*Short exercise*
Beginning with the line that contains "What React, TypeScript", retype the entries below exactly, ending with the line that contains "const current = 1;". Leave out any pictures.

*Provided records*
# # # #

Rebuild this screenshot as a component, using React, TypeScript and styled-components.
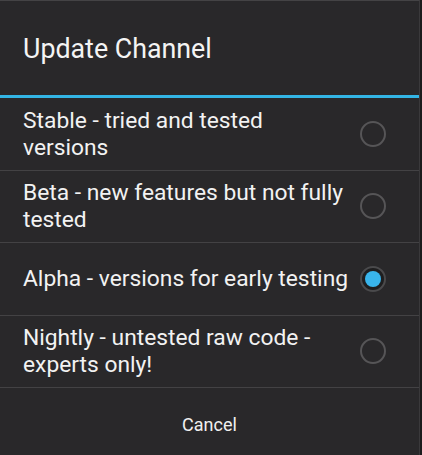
import { useState } from "react";
import styled, { createGlobalStyle } from "styled-components";

const GlobalStyle = createGlobalStyle`
  html, body {
    margin: 0;
    padding: 0;
    background: #1c1c1d;
  }
  body {
    font-family: Roboto, "Noto Sans", sans-serif;
  }
`;

const Dialog = styled.div`
  width: 420px;
  height: 455px;
  background: #29282a;
  border-top: 1px solid #444345;
  border-right: 1px solid #3a393b;
  box-sizing: border-box;
  display: flex;
  flex-direction: column;
`;

const Title = styled.h1`
  margin: 0;
  height: 94px;
  box-sizing: border-box;
  padding: 2px 23px 0;
  display: flex;
  align-items: center;
  font-size: 26.8px;
  font-weight: 400;
  color: #f4f4f4;
`;

const Divider = styled.div`
  height: 3px;
  background: #33b5e5;
`;

const List = styled.div`
  display: flex;
  flex-direction: column;
`;

const Row = styled.label`
  height: 72.5px;
  box-sizing: border-box;
  border-bottom: 1px solid #434244;
  display: flex;
  align-items: center;
  justify-content: space-between;
  padding: 0 33px 0 23px;
  cursor: pointer;
`;

const RowText = styled.span`
  width: 328px;
  font-size: 22.8px;
  line-height: 27px;
  color: #f2f2f2;
`;

const Radio = styled.span<{ $on: boolean }>`
  width: 26px;
  height: 26px;
  box-sizing: border-box;
  border-radius: 50%;
  border: 2px solid ${(p) => (p.$on ? "#4a4a4c" : "#565557")};
  background: ${(p) => (p.$on ? "#1e1e1f" : "transparent")};
  display: flex;
  align-items: center;
  justify-content: center;
  flex-shrink: 0;
`;

const Dot = styled.span`
  width: 16px;
  height: 16px;
  border-radius: 50%;
  background: #39b5ec;
`;

const Footer = styled.div`
  flex: 1;
  display: flex;
  align-items: center;
  justify-content: center;
`;

const CancelButton = styled.button`
  background: none;
  border: none;
  font-family: inherit;
  font-size: 18px;
  color: #f0f0f0;
  padding: 10px 20px;
  margin-top: 6px;
`;

const options = [
  "Stable - tried and tested versions",
  "Beta - new features but not fully tested",
  "Alpha - versions for early testing",
  "Nightly - untested raw code - experts only!",
];

export default function App() {
  const [selected, setSelected] = useState(2);
  return (
    <>
      <GlobalStyle />
      <Dialog>
        <Title>Update Channel</Title>
        <Divider />
        <List>
          {options.map((o, i) => (
            <Row key={o} onClick={() => setSelected(i)}>
              <RowText>{o}</RowText>
              <Radio $on={selected === i}>{selected === i && <Dot />}</Radio>
            </Row>
          ))}
        </List>
        <Footer>
          <CancelButton>Cancel</CancelButton>
        </Footer>
      </Dialog>
    </>
  );
}
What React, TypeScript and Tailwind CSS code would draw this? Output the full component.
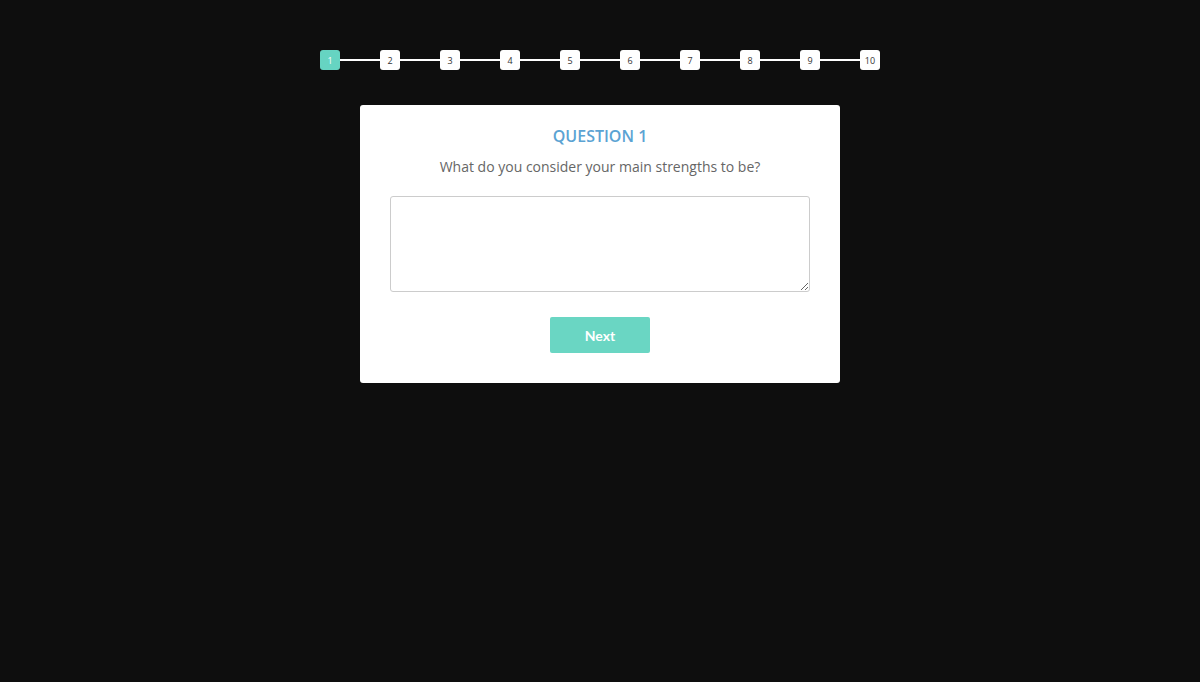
import React from 'react';

const steps = [1, 2, 3, 4, 5, 6, 7, 8, 9, 10];

export default function App() {
  const current = 1;

  return (
    <div className="min-h-[682px] w-full bg-[#0e0e0e] flex flex-col items-center pt-[50px]" style={{ fontFamily: '"Open Sans", sans-serif' }}>
      <div className="flex items-center w-[560px]">
        {steps.map((n, i) => (
          <React.Fragment key={n}>
            {i > 0 && <div className="flex-1 h-[2px] bg-white" />}
            <div
              className={`w-5 h-5 rounded-[3px] flex items-center justify-center text-[9px] leading-none ${
                n === current ? 'bg-[#66d4c2] text-white' : 'bg-white text-[#333]'
              }`}
            >
              {n}
            </div>
          </React.Fragment>
        ))}
      </div>

      <div className="mt-[35px] w-[480px] bg-white rounded-[3px] px-[30px] pt-[20px] pb-[30px] flex flex-col items-center">
        <h2 className="text-[16px] font-semibold text-[#5ba3d3] leading-[22px]">QUESTION 1</h2>
        <p className="mt-[10px] text-[14px] text-[#666] leading-[20px]">What do you consider your main strengths to be?</p>
        <textarea className="mt-[19px] w-full h-[96px] border border-[#ccc] rounded-[3px] outline-none p-2 text-sm" />
        <button className="mt-[25px] w-[100px] h-[36px] bg-[#6ad6c3] rounded-[2px] text-white text-[14px] font-bold" style={{ fontFamily: 'Lato, sans-serif' }}>
          Next
        </button>
      </div>
    </div>
  );
}
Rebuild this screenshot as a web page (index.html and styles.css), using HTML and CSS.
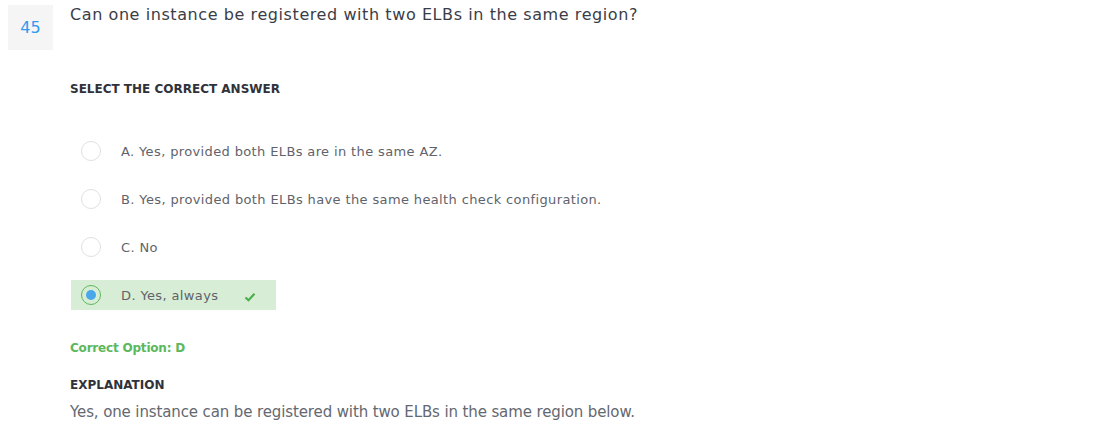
FILE: index.html
```html
<!DOCTYPE html>
<html>
<head>
<meta charset="utf-8">
<link rel="stylesheet" href="styles.css">
</head>
<body>
<div class="question">
  <div class="qnum">45</div>
  <div class="qbody">
    <div class="qtext">Can one instance be registered with two ELBs in the same region?</div>
    <div class="label select-label">SELECT THE CORRECT ANSWER</div>
    <ul class="options">
      <li class="option"><span class="radio"></span><span class="otext">A. Yes, provided both ELBs are in the same AZ.</span></li>
      <li class="option"><span class="radio"></span><span class="otext">B. Yes, provided both ELBs have the same health check configuration.</span></li>
      <li class="option"><span class="radio"></span><span class="otext">C. No</span></li>
      <li class="option correct"><span class="radio checked"><span class="dot"></span></span><span class="otext">D. Yes, always</span>
        <svg class="check" width="12" height="10" viewBox="0 0 12 10"><path d="M1.5 5.5 L4.5 8.3 L10.5 1.8" fill="none" stroke="#4cae4c" stroke-width="2.2"/></svg>
      </li>
    </ul>
    <div class="correct-opt">Correct Option: D</div>
    <div class="label expl-label">EXPLANATION</div>
    <div class="expl">Yes, one instance can be registered with two ELBs in the same region below.</div>
  </div>
</div>
</body>
</html>
```
FILE: styles.css
```css
* { box-sizing: border-box; }
body {
  margin: 0;
  background: #fff;
  font-family: "DejaVu Sans", sans-serif;
}
.question {
  display: flex;
  padding: 5px 0 0 8px;
}
.qnum {
  width: 45px;
  height: 45px;
  background: #f5f5f5;
  color: #3399ee;
  font-size: 16px;
  display: flex;
  align-items: center;
  justify-content: center;
  flex: none;
}
.qbody {
  margin-left: 17px;
}
.qtext {
  font-size: 16px;
  letter-spacing: 0.58px;
  color: #3a3d48;
  line-height: 20px;
}
.label {
  font-size: 12px;
  font-weight: 700;
  color: #2f323a;
}
.select-label {
  margin-top: 56px;
  line-height: 16px;
}
.options {
  list-style: none;
  margin: 39px 0 0 1px;
  padding: 0;
}
.option {
  display: flex;
  align-items: center;
  height: 30px;
  margin-bottom: 18px;
  padding-left: 10px;
  font-size: 13px;
  letter-spacing: 0.37px;
  color: #5f636b;
}
.option.correct {
  background: #d8edd5;
  width: 205px;
}
.radio {
  width: 20px;
  height: 20px;
  border: 1px solid #e0e0e0;
  border-radius: 50%;
  display: flex;
  align-items: center;
  justify-content: center;
  flex: none;
}
.radio.checked {
  border-color: #5cb85c;
}
.dot {
  width: 10px;
  height: 10px;
  border-radius: 50%;
  background: #4aa8ea;
}
.otext {
  margin-left: 20px;
}
.check {
  margin-left: 26px;
  margin-top: 4px;
}
.correct-opt {
  margin-top: 30px;
  font-size: 12px;
  font-weight: 600;
  letter-spacing: -0.2px;
  color: #5cb85c;
  line-height: 16px;
}
.expl-label {
  margin-top: 21px;
  line-height: 16px;
}
.expl {
  margin-top: 9px;
  font-size: 15px;
  letter-spacing: -0.12px;
  color: #646870;
  line-height: 20px;
}
```
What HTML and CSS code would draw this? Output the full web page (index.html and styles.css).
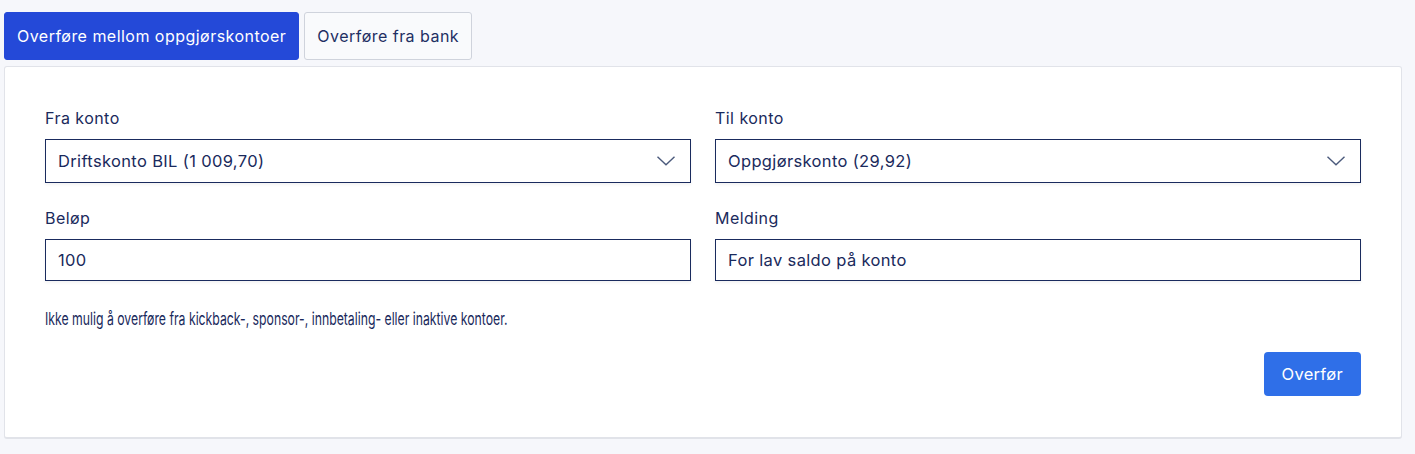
FILE: index.html
```html
<!DOCTYPE html>
<html lang="no">
<head>
    <meta charset="UTF-8">
    <meta name="viewport" content="width=device-width, initial-scale=1.0">
    <title>Overføring</title>
    <link rel="stylesheet" href="styles.css">
</head>
<body>
    <!-- Tabs -->
    <div class="transfer-tabs">
        <button type="button" class="tab active">Overføre mellom oppgjørskontoer</button>
        <button type="button" class="tab">Overføre fra bank</button>
    </div>
    <!-- Transfer Form -->
    <form class="transfer-card" onsubmit="event.preventDefault()">
        <div class="form-grid">
            <div class="field">
                <label for="from-account">Fra konto</label>
                <div class="select-wrap">
                    <select id="from-account">
                        <option selected>Driftskonto BIL (1 009,70)</option>
                    </select>
                    <svg class="chevron" width="18" height="10" viewBox="0 0 18 10"><path d="M0.5 0.8 L9 8.8 L17.5 0.8" fill="none" stroke="#4b5a7c" stroke-width="1.4"/></svg>
                </div>
            </div>
            <div class="field">
                <label for="to-account">Til konto</label>
                <div class="select-wrap">
                    <select id="to-account">
                        <option selected>Oppgjørskonto (29,92)</option>
                    </select>
                    <svg class="chevron" width="18" height="10" viewBox="0 0 18 10"><path d="M0.5 0.8 L9 8.8 L17.5 0.8" fill="none" stroke="#4b5a7c" stroke-width="1.4"/></svg>
                </div>
            </div>
            <div class="field">
                <label for="amount">Beløp</label>
                <input type="text" id="amount" value="100">
            </div>
            <div class="field">
                <label for="message">Melding</label>
                <input type="text" id="message" value="For lav saldo på konto">
            </div>
        </div>
        <p class="transfer-note"><span>Ikke mulig å overføre fra kickback-, sponsor-, innbetaling- eller inaktive kontoer.</span></p>
        <div class="form-actions">
            <button type="submit" class="submit-btn">Overfør</button>
        </div>
    </form>
</body>
</html>
```

FILE: styles.css
```css
/* Global Styling */
body {
    margin: 0;
    padding: 12px 13px 0 4px;
    background-color: #f6f7fb;
    font-family: Inter, "Noto Sans", sans-serif;
    color: #1a2a5c;
}
/* Tabs */
.transfer-tabs {
    display: flex;
    gap: 5px;
    margin-bottom: 6px;
}
.tab {
    height: 48px;
    padding: 0 12px;
    border: 1px solid #cfd3dc;
    border-radius: 3px;
    background-color: #f9fafc;
    color: #1f2f63;
    font-family: inherit;
    font-size: 16px;
    letter-spacing: 0.47px;
    cursor: pointer;
}
.tab.active {
    background-color: #2449d8;
    border-color: #2449d8;
    color: #ffffff;
}
/* Card */
.transfer-card {
    background-color: #ffffff;
    border: 1px solid #e1e3e9;
    border-bottom-width: 2px;
    border-radius: 3px;
    padding: 40px 40px 41px;
}
.form-grid {
    display: grid;
    grid-template-columns: 1fr 1fr;
    column-gap: 24px;
    row-gap: 24px;
}
.field label {
    display: block;
    font-size: 16px;
    line-height: 22px;
    margin-bottom: 10px;
    letter-spacing: 0.45px;
}
.select-wrap {
    position: relative;
}
.field select,
.field input[type="text"] {
    display: block;
    width: 100%;
    box-sizing: border-box;
    margin: 0;
    padding: 0 12px;
    border: 1px solid #1a2b5e;
    border-radius: 0;
    background-color: #ffffff;
    color: #1a2a5c;
    font-family: inherit;
    font-size: 16.5px;
    letter-spacing: 0.35px;
    outline: none;
    box-shadow: 0 2px 3px rgba(0, 0, 0, 0.05);
}
.field select {
    height: 44px;
    appearance: none;
    -webkit-appearance: none;
}
.field input[type="text"] {
    height: 42px;
}
.chevron {
    position: absolute;
    right: 16px;
    top: 17px;
    pointer-events: none;
}
/* Note (the original text is drawn narrow) */
.transfer-note {
    margin: 28px 0 0;
    font-size: 17.5px;
    line-height: 20px;
}
.transfer-note span {
    display: inline-block;
    white-space: nowrap;
    transform: scaleX(0.7);
    transform-origin: 0 50%;
}
/* Buttons */
.form-actions {
    display: flex;
    justify-content: flex-end;
    margin-top: 23px;
}
.submit-btn {
    height: 44px;
    padding: 0 18px;
    border: none;
    border-radius: 4px;
    background-color: #2f6fe8;
    color: #ffffff;
    font-family: inherit;
    font-size: 16.5px;
    letter-spacing: 0.3px;
    cursor: pointer;
}
```
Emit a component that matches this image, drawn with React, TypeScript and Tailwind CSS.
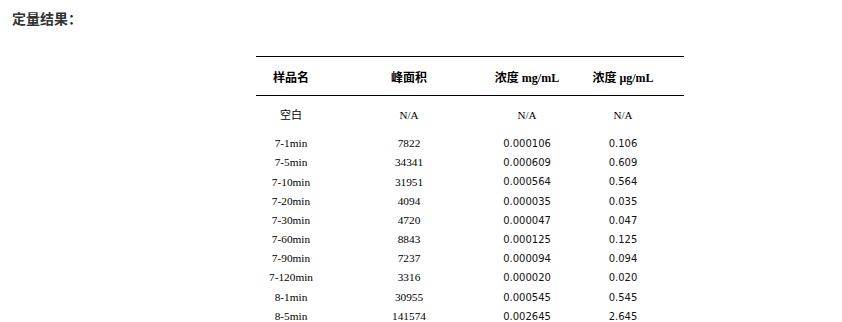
import React from "react";

const rows: [string, string, string, string][] = [
  ["7-1min", "7822", "0.000106", "0.106"],
  ["7-5min", "34341", "0.000609", "0.609"],
  ["7-10min", "31951", "0.000564", "0.564"],
  ["7-20min", "4094", "0.000035", "0.035"],
  ["7-30min", "4720", "0.000047", "0.047"],
  ["7-60min", "8843", "0.000125", "0.125"],
  ["7-90min", "7237", "0.000094", "0.094"],
  ["7-120min", "3316", "0.000020", "0.020"],
  ["8-1min", "30955", "0.000545", "0.545"],
  ["8-5min", "141574", "0.002645", "2.645"],
];

const serif = "font-['Liberation_Serif','Noto_Sans_CJK_SC',serif]";
const sans = "font-['DejaVu_Sans',sans-serif]";
const cols = "grid grid-cols-[70px_166px_70px_122px] text-center";

export default function App() {
  return (
    <div className="w-[842px] h-[322px] bg-white overflow-hidden text-black">
      <div className="pl-[12px] pt-[8px] h-[28px] text-[14px] leading-[20px] font-bold text-[#333] font-['Noto_Sans_CJK_SC',sans-serif]">
        定量结果：
      </div>
      <div className="ml-[256px] mt-[28px] w-[428px]">
        <div className={`${cols} ${serif} h-[40px] pt-[3px] items-center border-y border-black text-[12px] font-bold`}>
          <div>样品名</div>
          <div>峰面积</div>
          <div>浓度 mg/mL</div>
          <div>浓度 μg/mL</div>
        </div>
        <div className={`${cols} ${serif} h-[37px] pt-[1px] items-center text-[11px]`}>
          <div>空白</div>
          <div>N/A</div>
          <div>N/A</div>
          <div>N/A</div>
        </div>
        <div className="mt-[1px]">
          {rows.map((r) => (
            <div key={r[0]} className={`${cols} h-[19.2px] items-center`}>
              <div className={`${serif} text-[11.3px]`}>{r[0]}</div>
              <div className={`${serif} text-[11.3px]`}>{r[1]}</div>
              <div className={`${sans} text-[10px] text-[#111]`}>{r[2]}</div>
              <div className={`${sans} text-[10px] text-[#111]`}>{r[3]}</div>
            </div>
          ))}
        </div>
      </div>
    </div>
  );
}
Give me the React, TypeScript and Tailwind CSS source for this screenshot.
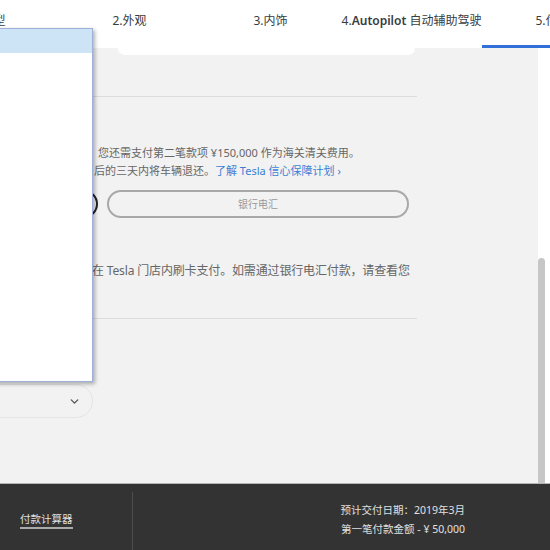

# # # #

*Problem solution*
What React, TypeScript and Tailwind CSS code would draw this? Output the full component.
import React from 'react';

const steps = [1, 2, 3, 4, 5, 6, 7, 8, 9, 10];

export default function App() {
  const current = 1;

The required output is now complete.